Congressional leadership and the Trump Administration came to agreement and released a massive $2 trillion economic stimulus package, the Coronavirus Aid, Relief, and Economic Security (CARES) Act. While it is expected to pass both chambers of Congress and be signed into law by President Trump in the coming days, it is possible that additional changes might be made.
“With this bipartisan deal, Washington is providing a vital lifeline to protect millions of travel workers and help businesses of all sizes keep their lights on through the worst of the health crisis,” said U.S. Travel Association President and CEO Roger Dow about this COVID-19 economic stimulus package. “No legislative package was ever going to erase 100% of the pain from the economic catastrophe being caused by coronavirus, but this deal gives the travel economy a fighting chance to weather the eye of the storm and prepare to quickly lead the recovery.
Stimulus package details
A summary of the travel-relevant provisions in the stimulus package and how they compare with U.S. Travel’s recommendations include:
- $377 billion in loans and loan forgiveness for small travel businesses: The bill provides small travel businesses (500 employees or less), self-employed individuals, and 501(c)(3) nonprofits with enhanced and expedited Small Business Administration (SBA) loans, which will be made available quickly through community banks.

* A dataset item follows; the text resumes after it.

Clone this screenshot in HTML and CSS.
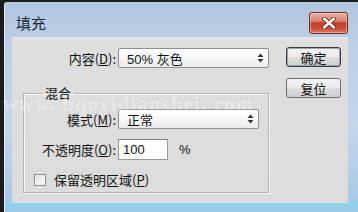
FILE: index.html
```
<!DOCTYPE html>
<html>
<head>
<meta charset="utf-8">
<link rel="stylesheet" href="styles.css">
</head>
<body>
<div class="window">
  <div class="titlebar">
    <span class="title">填充</span>
    <span class="close"><svg width="16" height="12" viewBox="0 0 16 12"><path d="M3 1.5 L13 10.5 M13 1.5 L3 10.5" stroke="#5a2018" stroke-width="4" stroke-linecap="round"/><path d="M3 1.5 L13 10.5 M13 1.5 L3 10.5" stroke="#ffffff" stroke-width="2.4" stroke-linecap="round"/></svg></span>
  </div>
  <div class="client">
    <div class="main">
      <div class="row row-top">
        <label class="lbl lbl-wide">内容(<u>D</u>):</label>
        <div class="select select-wide"><span>50% 灰色</span><svg class="arrows" width="7" height="10" viewBox="0 0 7 10"><path d="M3.5 0.5 L6.5 4 L0.5 4 Z M3.5 9.5 L6.5 6 L0.5 6 Z" fill="#333"/></svg></div>
      </div>
      <fieldset class="group">
        <legend class="legend">混合</legend>
        <div class="row row-mode">
          <label class="lbl">模式(<u>M</u>):</label>
          <div class="select select-mode"><span>正常</span><svg class="arrows" width="7" height="10" viewBox="0 0 7 10"><path d="M3.5 0.5 L6.5 4 L0.5 4 Z M3.5 9.5 L6.5 6 L0.5 6 Z" fill="#333"/></svg></div>
        </div>
        <div class="row row-op">
          <label class="lbl">不透明度(<u>O</u>):</label>
          <div class="input">100</div>
          <span class="pct">%</span>
        </div>
        <div class="row row-check">
          <span class="checkbox"></span>
          <span class="check-lbl">保留透明区域(<u>P</u>)</span>
        </div>
      </fieldset>
    </div>
    <div class="side">
      <div class="btn btn-default">确定</div>
      <div class="btn">复位</div>
    </div>
    <div class="watermark">www. bqoyidianshei. com</div>
  </div>
</div>
</body>
</html>
```
FILE: styles.css
```
html, body {
  margin: 0;
  padding: 0;
}
body {
  width: 358px;
  height: 212px;
  overflow: hidden;
  background: #1c1c1c;
  font-family: "Liberation Sans", "Noto Sans CJK SC", sans-serif;
  font-size: 13px;
  color: #111;
}
.window {
  margin: 2px 0 0 4px;
  width: 354px;
  height: 210px;
  box-sizing: border-box;
  background: linear-gradient(180deg, #b2c5de 0%, #bccfe6 20%, #c4d5ea 60%, #a9c9e6 94%, #8ad6ee 96%, #9ec6e6 100%);
  border-left: 1px solid #dfe9f5;
  display: flex;
  flex-direction: column;
  border-top-left-radius: 3px;
}
.titlebar {
  height: 35px;
  display: flex;
  align-items: flex-start;
  padding-left: 11px;
  box-sizing: border-box;
}
.title {
  margin-top: 11px;
  font-family: "Noto Sans CJK SC", sans-serif;
  font-size: 15px;
  line-height: 20px;
  color: #1b2838;
}
.close {
  margin-left: auto;
  margin-right: 10px;
  margin-top: 10px;
  width: 39px;
  height: 22px;
  box-sizing: border-box;
  border: 1px solid #6b2e24;
  border-radius: 3px;
  background: linear-gradient(180deg, #e9b3a6 0%, #d9826f 40%, #c2402c 50%, #c74b34 75%, #da7a62 100%);
  box-shadow: inset 0 0 0 1px rgba(255,220,210,0.5);
  display: flex;
  align-items: center;
  justify-content: center;
}
.client {
  position: relative;
  margin-left: 7px;
  width: 336px;
  height: 166px;
  background: linear-gradient(180deg, #e8e8e8 0px, #dedede 4px, #dcdcdc 100%);
  display: flex;
  padding-top: 10px;
  box-sizing: border-box;
}
.main {
  width: 262px;
}
.row {
  display: flex;
  align-items: center;
}
.row-top {
  margin-top: 1px;
  height: 20px;
}
.lbl {
  width: 92px;
  margin-right: 2px;
  text-align: right;
  font-family: "Noto Sans CJK SC", sans-serif;
  font-size: 13px;
  white-space: nowrap;
}
.lbl-wide {
  width: 104px;
}
.select {
  height: 20px;
  box-sizing: border-box;
  border: 1px solid #8f9090;
  border-radius: 2px;
  background: linear-gradient(180deg, #ffffff 0%, #f7f7f7 50%, #ececec 100%);
  display: flex;
  align-items: center;
  padding-left: 8px;
  padding-right: 4px;
  font-family: "Liberation Sans", "Noto Sans CJK SC", sans-serif;
}
.select span {
  flex: 1;
}
.select-wide {
  width: 151px;
}
.select-mode {
  width: 141px;
}
.group {
  margin: 17px 0 0 11px;
  padding: 0 0 5px 0;
  width: 246px;
  box-sizing: border-box;
  border: 1px solid #b4b4b4;
  box-shadow: 1px 1px 0 #f8f8f8, inset 1px 1px 0 #f8f8f8;
  min-width: 0;
}
.legend {
  margin-left: 18px;
  padding: 0 3px;
  font-family: "Noto Sans CJK SC", sans-serif;
  font-size: 13px;
  line-height: 16px;
}
.row-mode {
  margin-top: 8px;
  height: 20px;
}
.row-op {
  margin-top: 10px;
  height: 21px;
}
.input {
  width: 50px;
  height: 21px;
  box-sizing: border-box;
  border: 1px solid #9a9a9a;
  border-top-color: #7a7a7a;
  background: #fff;
  padding-left: 4px;
  line-height: 19px;
}
.pct {
  margin-left: 11px;
  font-size: 13px;
}
.row-check {
  margin-top: 12px;
  height: 15px;
  padding-left: 10px;
}
.checkbox {
  width: 12px;
  height: 12px;
  box-sizing: border-box;
  border: 1px solid #8e8f8f;
  background: linear-gradient(135deg, #dcdcdc 0%, #f4f4f4 60%, #ffffff 100%);
  box-shadow: inset 0 0 0 1px #f0f0f0;
}
.check-lbl {
  margin-left: 8px;
  font-family: "Noto Sans CJK SC", sans-serif;
  font-size: 13px;
}
.side {
  margin-left: 12px;
  display: flex;
  flex-direction: column;
  gap: 11px;
}
.btn {
  width: 55px;
  height: 20px;
  box-sizing: border-box;
  border: 1px solid #707070;
  border-radius: 3px;
  background: linear-gradient(180deg, #f3f3f3 0%, #ebebeb 48%, #dddddd 52%, #cfcfcf 100%);
  display: flex;
  align-items: center;
  justify-content: center;
  font-family: "Noto Sans CJK SC", sans-serif;
  font-size: 13px;
}
.btn-default {
  border-color: #3c3c3c;
  box-shadow: inset 0 0 0 1px #9aa6b0;
}
.watermark {
  position: absolute;
  left: -9px;
  top: 56px;
  font-family: "Liberation Serif", serif;
  font-weight: bold;
  font-size: 20px;
  line-height: 22px;
  letter-spacing: 1.5px;
  color: #ffffff;
  opacity: 0.3;
  white-space: nowrap;
  pointer-events: none;
}
```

Loan recipients can receive tax-free forgiveness on a portion of the loan, equal to eight weeks of payroll and other expenses.
- U.S. Travel advocated for at least $300 billion in enhanced SBA loans, with increased loan limits, broader eligibility, no collateral requirements, and loan forgiveness, all of which were included in the CARES Act.
- $454 billion in federally backed financial assistance for impacted businesses: The bill provides $454 billion through the Treasury Department and Federal Reserve to assist impacted travel businesses and governmental entities through secured loans, loan guarantees and other financial measures. The broad eligibility under this program ensures any impacted organizations can access a liquidity lifeline to keep workers employed and stay afloat through the worst months of this crisis.
- U.S. Travel’s platform called for a $250 billion Travel Workforce Stabilization Fund through the Treasury Department to provide grants ($150 billion) and loans ($100 billion) for impacted travel-dependent businesses. U.S. Travel advocated to increase the aggregate loan amount and eligibility of the loan fund in the CARES Act.
- Tax relief to mitigate losses and allow businesses to use cash to pay employees and keep the lights on: The bill allows affected businesses to temporarily defer tax liability, access an Employee Retention Tax Credit, delay or eliminate estimated quarterly tax payments and filings deadlines, and allow for a carryback of the Net Operating Loss (NOL) Deduction.
- U.S. Travel’s platform included these tax proposals and advocated for them to be included in the bill.
- Grants for impacted tourism businesses and airports: The bill provides $10 billion in airport grants to support vital operations and provides $6.5 billion in Community Development and Economic Development Administration grants for economic injuries caused by COVID-19, including the tourism industry.
- U.S. Travel advocated for $10 billion in airport grants and more than $1 billion in Community Development grants to support impacted tourism businesses.
“Travel businesses, 83% of which are small businesses, help supply 15.8 million U.S. jobs, almost six million of which could disappear in the next five weeks. The stakes are huge for the country’s economic health both now and in the future, and we urge our leaders to continue to take bold actions to protect the economy of our country,” said Dow.
Although the American Hotel & Lodging Association (AHLA) applauded the stimulus package, it pointed out the SBA loans limits will not allow hoteliers to meet payroll and debt service obligations, resulting in likely continuation of furloughing of hotel workers.
“The legislation limits an SBA loan to 250% of average monthly payroll. This limit will not allow a business owner to meet both payroll and debt service obligations beyond an estimated 4 to 8 weeks. Consequently, it will result in furloughing the very workers the bill seeks to protect. Since the measure reduces debt forgiveness with any reduction in payroll, hoteliers would be forced to use the entire loan amount on payroll, at the expense of debt service. The harsh reality is that travel restrictions and mandated business closures remain in place. The outlook for the foreseeable future is zero revenue for most hotels. If a hotelier cannot make debt payments the business will go under and the jobs are lost,” says Chip Rogers, AHLA president and CEO. “COVID-19 has been especially devastating for the hotel industry. Every day, more hotels are closing, and more employees are out of a job. We urge the House to swiftly take up this legislation, while making these important changes. The hospitality industry stands ready and able to do whatever we can to make it through this unprecedented crisis, while building a foundation for a stronger tomorrow.